# [Problem requirements]
Leave out the pictures and reproduce all of the data exactly.

+ + + + +

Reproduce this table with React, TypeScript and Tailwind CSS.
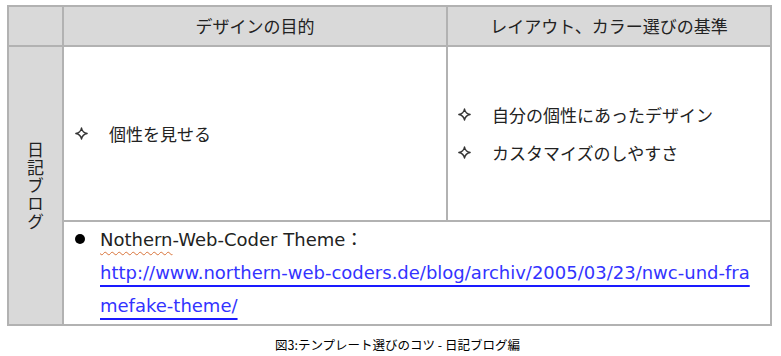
import React from "react";

const jp = "font-['Noto_Sans_CJK_JP',sans-serif]";
const latin = "font-['DejaVu_Sans','Noto_Sans_CJK_JP',sans-serif]";

function Sparkle() {
  return (
    <svg width="13" height="13" viewBox="0 0 13 13" className="shrink-0">
      <path
        d="M6.5 0.8 Q7.3 5.7 12.2 6.5 Q7.3 7.3 6.5 12.2 Q5.7 7.3 0.8 6.5 Q5.7 5.7 6.5 0.8Z"
        fill="none"
        stroke="#333"
        strokeWidth="1.3"
        strokeLinejoin="round"
      />
    </svg>
  );
}

export default function App() {
  return (
    <div className={`w-[781px] h-[356px] bg-white text-[#222] ${jp}`}>
      {/* Table */}
      <div className="pt-[5px] pl-[7px]">
        <div className="grid grid-cols-[53px_382px_322px] grid-rows-[38px_173px_102px] gap-[2px] p-[2px] bg-[#b2b2b2] w-[765px]">
          <div className="bg-[#d9d9d9]" />
          <div className="bg-[#d9d9d9] flex items-center justify-center text-[17px]">デザインの目的</div>
          <div className="bg-[#d9d9d9] flex items-center justify-center text-[17px]">レイアウト、カラー選びの基準</div>

          <div className="row-span-2 bg-[#d9d9d9] flex items-center justify-center">
            <span className="[writing-mode:vertical-rl] text-[17px] leading-none tracking-[1px]">日記ブログ</span>
          </div>

          <div className="bg-white flex items-center pl-[11px] text-[17px]">
            <Sparkle />
            <span className="ml-[21px]">個性を見せる</span>
          </div>

          <div className="bg-white flex flex-col justify-center gap-[12px] pl-[10px] text-[17px]">
            <div className="flex items-center">
              <Sparkle />
              <span className="ml-[21px]">自分の個性にあったデザイン</span>
            </div>
            <div className="flex items-center">
              <Sparkle />
              <span className="ml-[21px]">カスタマイズのしやすさ</span>
            </div>
          </div>

          <div className={`col-span-2 bg-white flex pl-[11px] pt-[0px] text-[18px] leading-[33px] ${latin}`}>
            <div className="w-[25px] shrink-0 flex items-start pt-[12px]">
              <span className="w-[10px] h-[10px] rounded-full bg-black" />
            </div>
            <div>
              <div>
                <span className="underline decoration-wavy decoration-[#d8733a] decoration-1 underline-offset-[5px]">Nothern</span>
                -Web-Coder Theme<span className={jp}>：</span>
              </div>
              <a className="text-[#3333ff] underline decoration-[#1a1aff] decoration-2 underline-offset-[6px]">
                http://www.northern-web-coders.de/blog/archiv/2005/03/23/nwc-und-fra
              </a>
              <br />
              <a className="text-[#3333ff] underline decoration-[#1a1aff] decoration-2 underline-offset-[6px]">
                mefake-theme/
              </a>
            </div>
          </div>
        </div>
      </div>

      {/* Caption */}
      <div className="mt-[11px] pl-[14px] text-center text-[12.5px] leading-[16px] text-black">
        図3:テンプレート選びのコツ - 日記ブログ編
      </div>
    </div>
  );
}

+ + + + +

# [Task output]
Reproduce this table with React, TypeScript and Tailwind CSS.
import React from "react";

const jp = "font-['Noto_Sans_CJK_JP',sans-serif]";
const latin = "font-['DejaVu_Sans','Noto_Sans_CJK_JP',sans-serif]";

function Sparkle() {
  return (
    <svg width="13" height="13" viewBox="0 0 13 13" className="shrink-0">
      <path
        d="M6.5 0.8 Q7.3 5.7 12.2 6.5 Q7.3 7.3 6.5 12.2 Q5.7 7.3 0.8 6.5 Q5.7 5.7 6.5 0.8Z"
        fill="none"
        stroke="#333"
        strokeWidth="1.3"
        strokeLinejoin="round"
      />
    </svg>
  );
}

export default function App() {
  return (
    <div className={`w-[781px] h-[356px] bg-white text-[#222] ${jp}`}>
      {/* Table */}
      <div className="pt-[5px] pl-[7px]">
        <div className="grid grid-cols-[53px_382px_322px] grid-rows-[38px_173px_102px] gap-[2px] p-[2px] bg-[#b2b2b2] w-[765px]">
          <div className="bg-[#d9d9d9]" />
          <div className="bg-[#d9d9d9] flex items-center justify-center text-[17px]">デザインの目的</div>
          <div className="bg-[#d9d9d9] flex items-center justify-center text-[17px]">レイアウト、カラー選びの基準</div>

          <div className="row-span-2 bg-[#d9d9d9] flex items-center justify-center">
            <span className="[writing-mode:vertical-rl] text-[17px] leading-none tracking-[1px]">日記ブログ</span>
          </div>

          <div className="bg-white flex items-center pl-[11px] text-[17px]">
            <Sparkle />
            <span className="ml-[21px]">個性を見せる</span>
          </div>

          <div className="bg-white flex flex-col justify-center gap-[12px] pl-[10px] text-[17px]">
            <div className="flex items-center">
              <Sparkle />
              <span className="ml-[21px]">自分の個性にあったデザイン</span>
            </div>
            <div className="flex items-center">
              <Sparkle />
              <span className="ml-[21px]">カスタマイズのしやすさ</span>
            </div>
          </div>

          <div className={`col-span-2 bg-white flex pl-[11px] pt-[0px] text-[18px] leading-[33px] ${latin}`}>
            <div className="w-[25px] shrink-0 flex items-start pt-[12px]">
              <span className="w-[10px] h-[10px] rounded-full bg-black" />
            </div>
            <div>
              <div>
                <span className="underline decoration-wavy decoration-[#d8733a] decoration-1 underline-offset-[5px]">Nothern</span>
                -Web-Coder Theme<span className={jp}>：</span>
              </div>
              <a className="text-[#3333ff] underline decoration-[#1a1aff] decoration-2 underline-offset-[6px]">
                http://www.northern-web-coders.de/blog/archiv/2005/03/23/nwc-und-fra
              </a>
              <br />
              <a className="text-[#3333ff] underline decoration-[#1a1aff] decoration-2 underline-offset-[6px]">
                mefake-theme/
              </a>
            </div>
          </div>
        </div>
      </div>

      {/* Caption */}
      <div className="mt-[11px] pl-[14px] text-center text-[12.5px] leading-[16px] text-black">
        図3:テンプレート選びのコツ - 日記ブログ編
      </div>
    </div>
  );
}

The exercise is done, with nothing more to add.